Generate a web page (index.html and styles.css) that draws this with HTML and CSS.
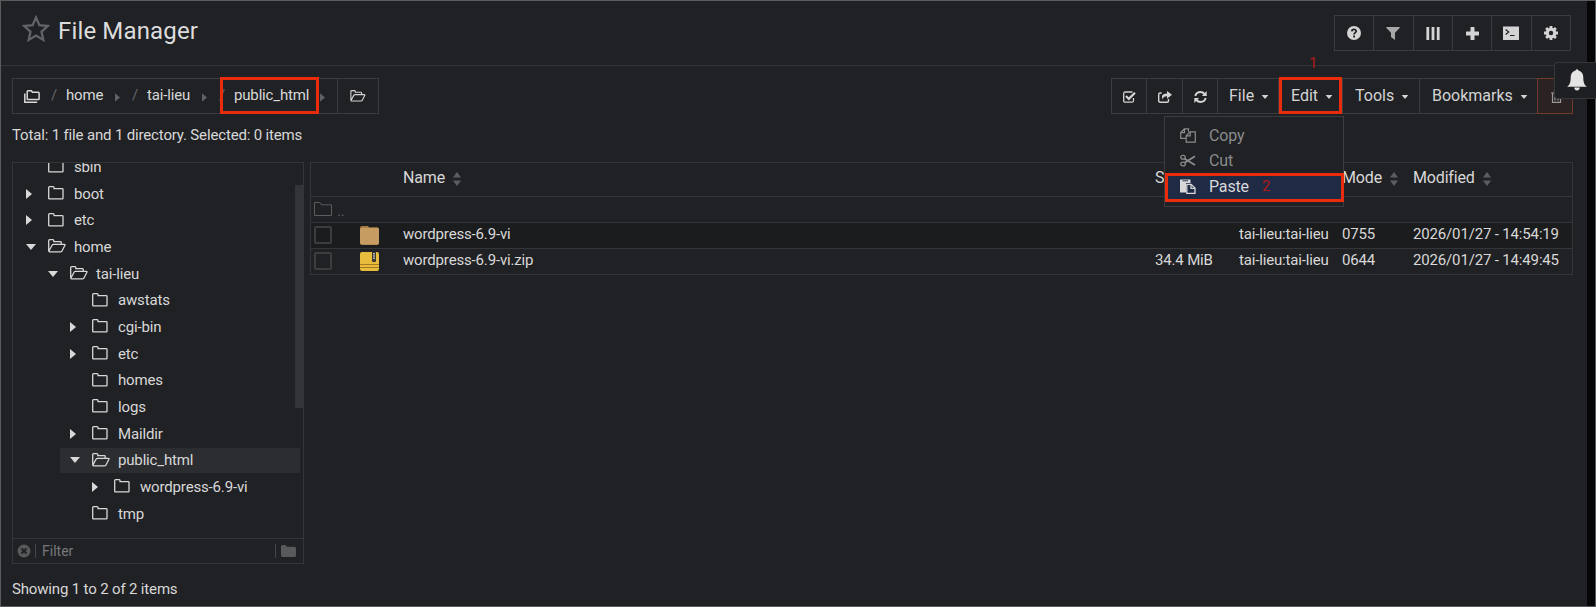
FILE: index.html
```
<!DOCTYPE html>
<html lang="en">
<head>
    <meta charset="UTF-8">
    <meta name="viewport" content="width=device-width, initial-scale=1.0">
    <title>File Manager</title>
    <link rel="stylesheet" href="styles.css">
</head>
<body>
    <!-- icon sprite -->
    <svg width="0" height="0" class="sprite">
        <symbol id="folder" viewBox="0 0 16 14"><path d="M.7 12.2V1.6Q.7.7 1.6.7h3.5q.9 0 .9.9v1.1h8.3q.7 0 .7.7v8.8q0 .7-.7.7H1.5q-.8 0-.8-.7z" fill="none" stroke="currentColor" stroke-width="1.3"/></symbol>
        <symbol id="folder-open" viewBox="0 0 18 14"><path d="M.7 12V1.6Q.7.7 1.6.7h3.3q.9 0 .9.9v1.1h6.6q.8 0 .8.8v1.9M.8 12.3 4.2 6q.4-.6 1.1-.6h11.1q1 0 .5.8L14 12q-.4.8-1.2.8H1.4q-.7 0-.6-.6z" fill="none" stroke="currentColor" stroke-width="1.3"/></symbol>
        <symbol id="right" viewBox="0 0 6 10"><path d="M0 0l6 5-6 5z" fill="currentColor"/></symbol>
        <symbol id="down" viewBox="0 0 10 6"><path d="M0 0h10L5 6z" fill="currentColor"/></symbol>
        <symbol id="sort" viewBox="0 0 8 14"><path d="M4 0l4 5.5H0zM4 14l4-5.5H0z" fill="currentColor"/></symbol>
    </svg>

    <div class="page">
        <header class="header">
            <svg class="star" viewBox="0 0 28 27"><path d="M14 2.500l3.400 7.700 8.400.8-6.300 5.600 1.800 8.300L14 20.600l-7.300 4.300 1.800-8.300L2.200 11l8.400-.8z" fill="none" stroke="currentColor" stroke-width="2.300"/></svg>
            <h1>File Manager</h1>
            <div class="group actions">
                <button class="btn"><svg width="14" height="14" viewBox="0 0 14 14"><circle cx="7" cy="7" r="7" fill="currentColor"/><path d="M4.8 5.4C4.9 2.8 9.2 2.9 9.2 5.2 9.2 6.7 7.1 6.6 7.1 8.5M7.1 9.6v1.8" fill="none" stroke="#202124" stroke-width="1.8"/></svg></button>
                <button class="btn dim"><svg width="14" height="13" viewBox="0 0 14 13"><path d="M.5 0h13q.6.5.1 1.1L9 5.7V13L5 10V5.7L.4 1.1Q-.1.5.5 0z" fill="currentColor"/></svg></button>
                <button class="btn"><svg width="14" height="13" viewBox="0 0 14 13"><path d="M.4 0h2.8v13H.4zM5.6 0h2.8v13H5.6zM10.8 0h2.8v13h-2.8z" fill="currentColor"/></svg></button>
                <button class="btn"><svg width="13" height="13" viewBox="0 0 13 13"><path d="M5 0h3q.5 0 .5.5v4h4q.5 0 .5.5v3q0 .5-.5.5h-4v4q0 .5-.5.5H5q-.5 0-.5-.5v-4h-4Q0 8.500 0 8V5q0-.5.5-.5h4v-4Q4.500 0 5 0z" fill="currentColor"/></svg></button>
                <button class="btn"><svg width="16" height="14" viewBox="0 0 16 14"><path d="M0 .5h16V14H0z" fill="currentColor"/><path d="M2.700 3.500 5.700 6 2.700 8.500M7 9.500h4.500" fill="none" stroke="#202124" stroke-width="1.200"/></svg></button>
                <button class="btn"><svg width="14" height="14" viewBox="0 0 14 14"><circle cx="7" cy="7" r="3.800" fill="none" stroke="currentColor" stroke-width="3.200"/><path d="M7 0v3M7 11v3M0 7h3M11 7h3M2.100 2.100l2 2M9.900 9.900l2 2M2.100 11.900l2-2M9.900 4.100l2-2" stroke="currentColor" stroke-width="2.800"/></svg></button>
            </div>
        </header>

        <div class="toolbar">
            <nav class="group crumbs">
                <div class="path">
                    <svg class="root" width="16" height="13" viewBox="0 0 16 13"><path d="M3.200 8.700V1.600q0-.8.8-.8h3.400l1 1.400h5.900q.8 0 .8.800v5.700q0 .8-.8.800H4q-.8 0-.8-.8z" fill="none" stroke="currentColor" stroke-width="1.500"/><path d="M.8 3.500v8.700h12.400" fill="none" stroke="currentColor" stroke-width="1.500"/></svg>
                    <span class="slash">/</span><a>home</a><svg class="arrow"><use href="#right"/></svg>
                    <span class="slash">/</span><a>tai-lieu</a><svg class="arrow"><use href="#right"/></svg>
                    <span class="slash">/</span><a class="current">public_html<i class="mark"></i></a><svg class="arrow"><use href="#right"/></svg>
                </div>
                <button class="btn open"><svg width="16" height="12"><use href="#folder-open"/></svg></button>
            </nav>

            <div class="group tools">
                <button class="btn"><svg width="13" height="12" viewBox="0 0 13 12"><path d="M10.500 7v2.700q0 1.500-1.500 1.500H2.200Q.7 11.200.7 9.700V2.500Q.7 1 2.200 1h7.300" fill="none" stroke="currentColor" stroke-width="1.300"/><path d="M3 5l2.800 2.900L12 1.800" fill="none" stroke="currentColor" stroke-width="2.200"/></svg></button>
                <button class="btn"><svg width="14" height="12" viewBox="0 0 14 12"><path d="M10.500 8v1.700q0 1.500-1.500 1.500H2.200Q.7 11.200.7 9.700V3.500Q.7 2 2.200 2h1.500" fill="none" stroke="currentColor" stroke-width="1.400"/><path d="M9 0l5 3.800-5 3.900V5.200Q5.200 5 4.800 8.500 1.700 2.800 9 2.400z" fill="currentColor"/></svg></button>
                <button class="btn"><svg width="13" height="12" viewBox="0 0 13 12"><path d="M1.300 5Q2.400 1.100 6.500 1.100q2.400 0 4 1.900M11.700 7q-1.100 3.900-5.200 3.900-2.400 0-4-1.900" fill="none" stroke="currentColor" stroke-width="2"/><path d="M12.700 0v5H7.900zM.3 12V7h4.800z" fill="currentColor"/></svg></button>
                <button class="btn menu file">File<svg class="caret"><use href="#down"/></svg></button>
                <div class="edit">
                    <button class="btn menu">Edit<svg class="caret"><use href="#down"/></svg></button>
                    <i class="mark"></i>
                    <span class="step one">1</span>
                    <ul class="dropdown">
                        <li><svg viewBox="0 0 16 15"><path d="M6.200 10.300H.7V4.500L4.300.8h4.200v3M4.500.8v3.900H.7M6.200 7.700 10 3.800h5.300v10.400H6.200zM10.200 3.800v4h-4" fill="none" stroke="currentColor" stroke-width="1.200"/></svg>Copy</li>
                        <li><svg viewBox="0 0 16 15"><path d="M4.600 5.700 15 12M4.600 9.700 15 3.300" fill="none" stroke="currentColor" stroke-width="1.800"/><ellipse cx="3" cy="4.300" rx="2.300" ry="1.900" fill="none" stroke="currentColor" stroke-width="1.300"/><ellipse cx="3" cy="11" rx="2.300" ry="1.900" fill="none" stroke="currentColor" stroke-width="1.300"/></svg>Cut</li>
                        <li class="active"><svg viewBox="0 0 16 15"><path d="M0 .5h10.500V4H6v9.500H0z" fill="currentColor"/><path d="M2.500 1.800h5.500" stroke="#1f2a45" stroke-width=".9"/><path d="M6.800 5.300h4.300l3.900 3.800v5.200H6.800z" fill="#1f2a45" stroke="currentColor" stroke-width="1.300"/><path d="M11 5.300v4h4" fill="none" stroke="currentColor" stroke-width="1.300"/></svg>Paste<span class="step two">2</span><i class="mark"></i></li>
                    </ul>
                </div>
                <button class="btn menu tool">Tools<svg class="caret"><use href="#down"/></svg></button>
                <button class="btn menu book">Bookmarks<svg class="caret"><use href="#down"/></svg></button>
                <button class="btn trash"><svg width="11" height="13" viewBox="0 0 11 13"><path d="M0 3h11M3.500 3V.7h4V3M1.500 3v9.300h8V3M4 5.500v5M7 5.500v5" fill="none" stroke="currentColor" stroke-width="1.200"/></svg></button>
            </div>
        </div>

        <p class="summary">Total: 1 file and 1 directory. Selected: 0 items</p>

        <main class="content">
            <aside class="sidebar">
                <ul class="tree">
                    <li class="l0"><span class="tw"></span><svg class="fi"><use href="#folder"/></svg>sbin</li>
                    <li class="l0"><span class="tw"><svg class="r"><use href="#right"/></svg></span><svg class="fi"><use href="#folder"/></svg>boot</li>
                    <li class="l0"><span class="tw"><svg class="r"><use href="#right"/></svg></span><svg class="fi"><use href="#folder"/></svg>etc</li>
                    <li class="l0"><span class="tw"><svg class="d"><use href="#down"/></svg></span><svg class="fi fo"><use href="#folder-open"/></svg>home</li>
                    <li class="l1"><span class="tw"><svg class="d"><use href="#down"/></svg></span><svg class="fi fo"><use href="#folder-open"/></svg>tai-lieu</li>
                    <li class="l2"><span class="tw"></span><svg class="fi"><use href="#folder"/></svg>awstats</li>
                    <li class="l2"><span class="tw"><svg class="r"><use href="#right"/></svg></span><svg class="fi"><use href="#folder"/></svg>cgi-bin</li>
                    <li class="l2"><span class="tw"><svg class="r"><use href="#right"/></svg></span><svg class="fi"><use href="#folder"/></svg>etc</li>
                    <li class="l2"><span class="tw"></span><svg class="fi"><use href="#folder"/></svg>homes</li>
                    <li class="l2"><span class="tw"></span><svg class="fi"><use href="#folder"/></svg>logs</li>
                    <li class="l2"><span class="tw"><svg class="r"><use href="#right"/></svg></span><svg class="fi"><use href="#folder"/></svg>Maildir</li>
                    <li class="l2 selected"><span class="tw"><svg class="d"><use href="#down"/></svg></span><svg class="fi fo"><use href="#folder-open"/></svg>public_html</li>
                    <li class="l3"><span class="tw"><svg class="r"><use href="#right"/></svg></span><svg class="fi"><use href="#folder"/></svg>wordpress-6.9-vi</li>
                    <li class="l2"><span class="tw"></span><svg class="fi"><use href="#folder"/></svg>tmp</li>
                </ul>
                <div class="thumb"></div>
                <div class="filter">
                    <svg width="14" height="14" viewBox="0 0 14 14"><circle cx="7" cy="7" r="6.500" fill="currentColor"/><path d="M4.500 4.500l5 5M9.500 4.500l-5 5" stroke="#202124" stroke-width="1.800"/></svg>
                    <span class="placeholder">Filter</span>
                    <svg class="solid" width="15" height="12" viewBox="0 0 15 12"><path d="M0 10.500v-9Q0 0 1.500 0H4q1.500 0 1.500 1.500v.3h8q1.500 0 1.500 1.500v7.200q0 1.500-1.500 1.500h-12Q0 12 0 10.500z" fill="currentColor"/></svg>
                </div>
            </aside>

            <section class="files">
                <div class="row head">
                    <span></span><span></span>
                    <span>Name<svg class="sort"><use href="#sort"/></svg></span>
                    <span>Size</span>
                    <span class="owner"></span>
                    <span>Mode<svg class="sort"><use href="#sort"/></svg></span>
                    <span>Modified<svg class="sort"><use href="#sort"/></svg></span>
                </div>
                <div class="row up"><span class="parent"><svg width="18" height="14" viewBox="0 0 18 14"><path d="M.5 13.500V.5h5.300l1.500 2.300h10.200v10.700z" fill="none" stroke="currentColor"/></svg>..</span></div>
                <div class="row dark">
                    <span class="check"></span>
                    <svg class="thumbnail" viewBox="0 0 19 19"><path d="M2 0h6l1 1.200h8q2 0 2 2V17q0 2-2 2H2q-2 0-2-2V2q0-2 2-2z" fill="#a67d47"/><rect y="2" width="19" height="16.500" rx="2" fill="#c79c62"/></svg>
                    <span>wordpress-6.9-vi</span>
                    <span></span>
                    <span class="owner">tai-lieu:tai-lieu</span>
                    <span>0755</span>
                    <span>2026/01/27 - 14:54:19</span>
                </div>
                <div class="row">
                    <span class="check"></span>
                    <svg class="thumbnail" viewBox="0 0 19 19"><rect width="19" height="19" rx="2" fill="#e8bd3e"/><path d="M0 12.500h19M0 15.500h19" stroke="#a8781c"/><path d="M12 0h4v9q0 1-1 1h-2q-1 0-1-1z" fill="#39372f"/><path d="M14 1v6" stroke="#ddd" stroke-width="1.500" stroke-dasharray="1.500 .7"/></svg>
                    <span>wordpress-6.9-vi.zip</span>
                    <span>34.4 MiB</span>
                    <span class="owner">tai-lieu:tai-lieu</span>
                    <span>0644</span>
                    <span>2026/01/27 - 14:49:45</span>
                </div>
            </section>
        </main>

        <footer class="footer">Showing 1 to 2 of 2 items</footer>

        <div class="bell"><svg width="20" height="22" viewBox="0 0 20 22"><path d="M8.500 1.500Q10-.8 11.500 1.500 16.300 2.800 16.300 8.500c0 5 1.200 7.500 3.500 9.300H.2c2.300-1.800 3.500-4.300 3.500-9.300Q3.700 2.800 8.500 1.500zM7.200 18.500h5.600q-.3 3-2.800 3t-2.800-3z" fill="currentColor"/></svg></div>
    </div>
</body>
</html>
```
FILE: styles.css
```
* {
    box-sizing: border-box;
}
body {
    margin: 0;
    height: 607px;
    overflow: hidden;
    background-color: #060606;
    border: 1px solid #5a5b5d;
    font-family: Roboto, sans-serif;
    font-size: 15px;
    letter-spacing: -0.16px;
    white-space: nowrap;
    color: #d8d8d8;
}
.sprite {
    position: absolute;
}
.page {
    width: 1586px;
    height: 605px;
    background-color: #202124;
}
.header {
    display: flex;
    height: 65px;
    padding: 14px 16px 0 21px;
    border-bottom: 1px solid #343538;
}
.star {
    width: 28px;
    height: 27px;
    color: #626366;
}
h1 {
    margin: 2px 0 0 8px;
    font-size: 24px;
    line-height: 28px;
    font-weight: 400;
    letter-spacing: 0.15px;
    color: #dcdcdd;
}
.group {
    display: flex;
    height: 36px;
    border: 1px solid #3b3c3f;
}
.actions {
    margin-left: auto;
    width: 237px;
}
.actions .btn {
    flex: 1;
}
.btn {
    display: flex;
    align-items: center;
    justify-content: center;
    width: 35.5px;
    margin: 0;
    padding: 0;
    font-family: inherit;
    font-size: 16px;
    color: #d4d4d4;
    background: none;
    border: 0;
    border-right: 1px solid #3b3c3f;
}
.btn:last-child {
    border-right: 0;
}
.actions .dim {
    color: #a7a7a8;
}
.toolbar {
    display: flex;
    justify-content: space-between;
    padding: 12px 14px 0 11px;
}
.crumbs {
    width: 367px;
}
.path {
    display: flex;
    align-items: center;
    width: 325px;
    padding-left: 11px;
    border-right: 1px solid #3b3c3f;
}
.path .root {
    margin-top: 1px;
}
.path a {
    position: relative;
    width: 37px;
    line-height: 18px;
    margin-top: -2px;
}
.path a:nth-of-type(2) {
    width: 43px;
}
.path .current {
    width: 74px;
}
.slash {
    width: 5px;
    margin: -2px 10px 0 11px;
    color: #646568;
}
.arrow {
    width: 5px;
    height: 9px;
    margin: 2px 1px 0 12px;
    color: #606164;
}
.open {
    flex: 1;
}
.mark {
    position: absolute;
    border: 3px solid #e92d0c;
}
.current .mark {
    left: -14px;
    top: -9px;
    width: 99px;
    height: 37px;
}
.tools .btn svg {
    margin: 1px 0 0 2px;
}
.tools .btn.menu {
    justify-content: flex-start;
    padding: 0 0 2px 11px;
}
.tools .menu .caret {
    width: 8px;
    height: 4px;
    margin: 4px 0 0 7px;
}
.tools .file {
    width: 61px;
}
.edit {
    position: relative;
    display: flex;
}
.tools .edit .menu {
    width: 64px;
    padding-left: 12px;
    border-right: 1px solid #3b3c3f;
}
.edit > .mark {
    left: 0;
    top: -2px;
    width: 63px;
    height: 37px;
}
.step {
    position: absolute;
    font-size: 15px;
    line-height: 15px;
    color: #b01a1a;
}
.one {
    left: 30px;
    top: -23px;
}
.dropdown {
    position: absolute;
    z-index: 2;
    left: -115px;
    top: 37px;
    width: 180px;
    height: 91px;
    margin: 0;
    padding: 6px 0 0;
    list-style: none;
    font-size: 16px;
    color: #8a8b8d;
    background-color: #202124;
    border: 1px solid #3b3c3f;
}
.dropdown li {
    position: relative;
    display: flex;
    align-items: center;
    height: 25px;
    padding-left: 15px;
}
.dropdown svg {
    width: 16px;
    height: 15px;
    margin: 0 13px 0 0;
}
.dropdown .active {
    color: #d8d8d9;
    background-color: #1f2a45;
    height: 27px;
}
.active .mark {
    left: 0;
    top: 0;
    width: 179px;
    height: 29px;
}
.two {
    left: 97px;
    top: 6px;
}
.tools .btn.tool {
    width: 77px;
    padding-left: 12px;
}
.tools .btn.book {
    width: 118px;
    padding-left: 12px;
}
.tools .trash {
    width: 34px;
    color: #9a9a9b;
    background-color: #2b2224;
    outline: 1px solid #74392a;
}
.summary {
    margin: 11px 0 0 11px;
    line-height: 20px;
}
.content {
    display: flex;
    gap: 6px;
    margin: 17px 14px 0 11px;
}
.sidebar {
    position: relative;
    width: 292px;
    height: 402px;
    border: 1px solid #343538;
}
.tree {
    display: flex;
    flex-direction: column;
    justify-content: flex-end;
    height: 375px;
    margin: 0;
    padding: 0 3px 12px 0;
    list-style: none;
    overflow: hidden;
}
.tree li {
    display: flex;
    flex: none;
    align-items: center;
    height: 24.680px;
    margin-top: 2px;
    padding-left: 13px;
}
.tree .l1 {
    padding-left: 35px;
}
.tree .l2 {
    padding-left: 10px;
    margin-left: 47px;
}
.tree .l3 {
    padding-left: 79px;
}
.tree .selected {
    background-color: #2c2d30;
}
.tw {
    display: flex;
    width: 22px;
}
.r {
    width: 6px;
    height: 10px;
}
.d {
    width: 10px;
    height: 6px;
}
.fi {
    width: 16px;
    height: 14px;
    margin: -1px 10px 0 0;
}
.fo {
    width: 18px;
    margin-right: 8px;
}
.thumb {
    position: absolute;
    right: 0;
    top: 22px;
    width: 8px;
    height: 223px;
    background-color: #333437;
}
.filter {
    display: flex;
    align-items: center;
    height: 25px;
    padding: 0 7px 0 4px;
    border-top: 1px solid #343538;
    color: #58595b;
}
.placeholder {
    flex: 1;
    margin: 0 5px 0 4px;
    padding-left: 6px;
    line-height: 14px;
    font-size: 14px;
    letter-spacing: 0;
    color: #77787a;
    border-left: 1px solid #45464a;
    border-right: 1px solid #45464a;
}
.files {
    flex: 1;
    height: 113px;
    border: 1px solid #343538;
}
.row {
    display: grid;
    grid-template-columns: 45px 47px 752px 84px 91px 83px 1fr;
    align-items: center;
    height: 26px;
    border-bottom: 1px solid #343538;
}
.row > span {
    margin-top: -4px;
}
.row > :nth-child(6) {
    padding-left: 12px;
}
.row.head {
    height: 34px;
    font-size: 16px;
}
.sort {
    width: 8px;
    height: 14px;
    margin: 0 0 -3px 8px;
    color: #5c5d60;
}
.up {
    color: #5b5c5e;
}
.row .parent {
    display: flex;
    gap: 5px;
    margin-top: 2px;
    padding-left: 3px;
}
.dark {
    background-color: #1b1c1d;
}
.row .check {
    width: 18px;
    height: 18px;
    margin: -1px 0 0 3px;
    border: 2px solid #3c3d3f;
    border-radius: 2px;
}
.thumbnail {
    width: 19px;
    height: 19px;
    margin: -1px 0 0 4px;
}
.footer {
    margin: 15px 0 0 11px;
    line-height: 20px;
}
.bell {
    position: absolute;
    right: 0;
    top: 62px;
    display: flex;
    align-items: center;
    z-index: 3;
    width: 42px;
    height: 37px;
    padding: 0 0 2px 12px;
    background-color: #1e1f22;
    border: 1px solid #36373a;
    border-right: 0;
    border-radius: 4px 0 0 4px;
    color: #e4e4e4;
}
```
══════════════════════════════
What is expected: Which lines include "index"? Copy each of them out.

The completed task:
Generate a web page (index.html and styles.css) that draws this with HTML and CSS.
FILE: index.html
    z-index: 2;
    z-index: 3;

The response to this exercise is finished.